From: Joakim Rosqvist (JRO.SE)
Subject: Re: Showing actual filesizes with ls
Date: Sun, 23 Jan 2005 23:24:31 +0100

 
> "Joakim Rosqvist (JRO.SE)" <address@hidden> writes:
> 
> > I would like to see a new option to ls that works like --size (showing
> > filenames and sizes in as many columns as will fit onscreen), but shows
> > filesize instead of disk usage.
> 
> Isn't this need fairly specialized?  Couldn't you implement it
> with a script?

ls --apparent-size would give more useful information: you could see 
at a glance whether a file is empty, contains just a few lines
or a full page of text. ls -s just says 4kb in all those cases.
I'd say that would be of value to more people than me.

The column formatting of ls is not trivial; it considers length of filenames
and sizes, tries to minimize the number of lines, can sort by lines as well
as by columns. It would be a difficult wheel to re-invent.
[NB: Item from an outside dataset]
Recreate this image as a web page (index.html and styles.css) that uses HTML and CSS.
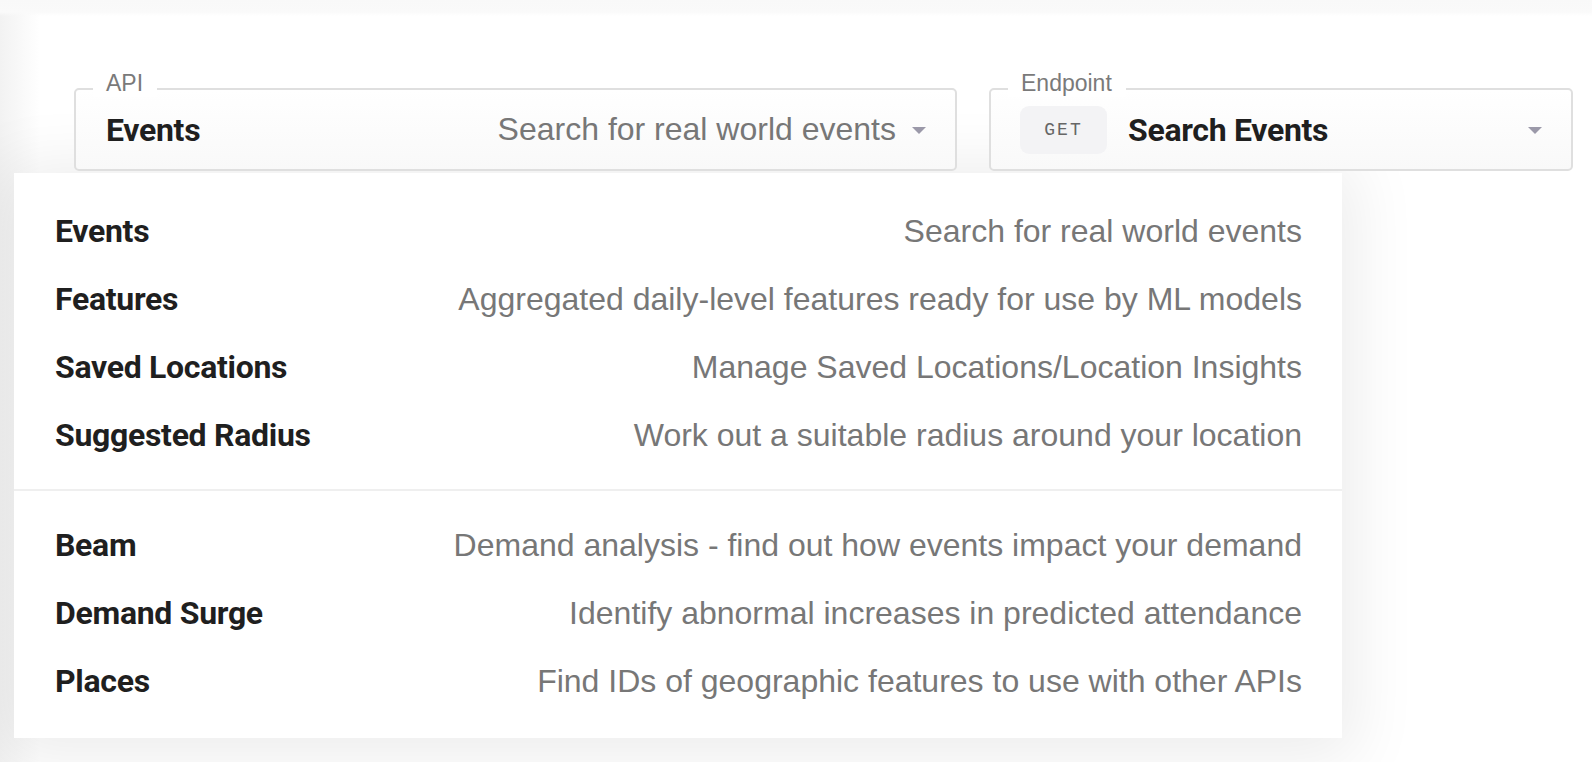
FILE: index.html
```html
<!DOCTYPE html>
<html lang="en">
<head>
<meta charset="utf-8">
<title>API Explorer</title>
<link rel="stylesheet" href="styles.css">
</head>
<body>
<div class="page">
  <div class="selectors">
    <div class="field field-api">
      <span class="field-label">API</span>
      <span class="value-name">Events</span>
      <span class="value-desc">Search for real world events</span>
      <svg class="caret" width="14" height="7" viewBox="0 0 14 7"><path d="M0 0h14L7 7z" fill="#9b99a9"/></svg>
    </div>
    <div class="field field-endpoint">
      <span class="field-label">Endpoint</span>
      <span class="badge">GET</span>
      <span class="value-name">Search Events</span>
      <svg class="caret" width="14" height="7" viewBox="0 0 14 7"><path d="M0 0h14L7 7z" fill="#9b99a9"/></svg>
    </div>
  </div>
  <div class="menu">
    <ul class="group">
      <li class="item"><span class="item-name">Events</span><span class="item-desc">Search for real world events</span></li>
      <li class="item"><span class="item-name">Features</span><span class="item-desc">Aggregated daily-level features ready for use by ML models</span></li>
      <li class="item"><span class="item-name">Saved Locations</span><span class="item-desc">Manage Saved Locations/Location Insights</span></li>
      <li class="item"><span class="item-name">Suggested Radius</span><span class="item-desc">Work out a suitable radius around your location</span></li>
    </ul>
    <ul class="group">
      <li class="item"><span class="item-name">Beam</span><span class="item-desc">Demand analysis - find out how events impact your demand</span></li>
      <li class="item"><span class="item-name">Demand Surge</span><span class="item-desc">Identify abnormal increases in predicted attendance</span></li>
      <li class="item"><span class="item-name">Places</span><span class="item-desc">Find IDs of geographic features to use with other APIs</span></li>
    </ul>
  </div>
</div>
</body>
</html>
```

FILE: styles.css
```css
html, body {
  margin: 0;
  padding: 0;
  background: #ffffff;
}

body {
  font-family: "Liberation Sans", Arial, sans-serif;
  color: #222222;
  overflow: hidden;
}

.page {
  width: 1592px;
  height: 762px;
  box-sizing: border-box;
  padding-top: 88px;
  background:
    linear-gradient(to bottom, #f9f9f9 0, #fafafa 12px, rgba(255,255,255,0) 16px),
    linear-gradient(to right, #f2f2f2 0, rgba(255,255,255,0) 40px),
    #ffffff;
}

.selectors {
  display: flex;
  gap: 32px;
  padding-left: 74px;
}

.field {
  position: relative;
  box-sizing: border-box;
  height: 83px;
  border: 2px solid #dfdfdf;
  border-radius: 5px;
  background: linear-gradient(to bottom, #ffffff, #f9f9f9);
  display: flex;
  align-items: center;
}

.field-api {
  width: 883px;
  padding: 0 29px 0 30px;
}

.field-endpoint {
  width: 584px;
  padding: 0 29px 0 29px;
}

.field-label {
  position: absolute;
  top: -21px;
  left: 17px;
  padding: 0 14px 0 13px;
  background: #ffffff;
  font-size: 23px;
  line-height: 28px;
  color: #7a7a7a;
}

.value-name {
  font-family: Roboto, "Liberation Sans", sans-serif;
  font-weight: 700;
  font-size: 32px;
  letter-spacing: -0.3px;
  color: #1f1f1f;
}

.value-desc {
  margin-left: auto;
  font-size: 32px;
  color: #777777;
}

.caret {
  flex: none;
  margin-left: 16px;
  margin-top: 2px;
}

.field-endpoint .caret {
  margin-left: auto;
}

.badge {
  box-sizing: border-box;
  width: 87px;
  height: 48px;
  border-radius: 9px;
  background: #f3f3f5;
  display: flex;
  align-items: center;
  justify-content: center;
  font-family: "Liberation Mono", monospace;
  font-size: 18px;
  letter-spacing: 2px;
  color: #666666;
  margin-right: 21px;
}

.menu {
  margin: 2px 0 0 14px;
  width: 1328px;
  background: #ffffff;
  box-shadow: 0 6px 60px 14px rgba(0, 0, 0, 0.075);
}

.group {
  list-style: none;
  margin: 0;
  padding: 24px 40px 20px 41px;
}

.group + .group {
  border-top: 2px solid #efefef;
  padding-top: 20px;
  padding-bottom: 23px;
}

.item {
  height: 68px;
  display: flex;
  align-items: center;
  justify-content: space-between;
}

.item-name {
  font-family: Roboto, "Liberation Sans", sans-serif;
  font-weight: 700;
  font-size: 32px;
  letter-spacing: -0.3px;
  color: #1f1f1f;
}

.item-desc {
  font-size: 32px;
  color: #777777;
}
```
> > what would be the best size to show for a symlink: the size of the
> > link or the size of the file referred to?
> 
> As Jim mentioned that should be controlled by whether the link is
> dereferenced.

Agreed, and that works already.

> Also, what would ls show for files that are neither regular files nor
> symlinks?  E.g., what "size" would it show for character devices?

For now, it will be a zero (which is what ls -s also shows), as that is
what the size field of the inode gives.  Showing major/minor-numbers
is an interesting idea ("show what ls -l would have shown").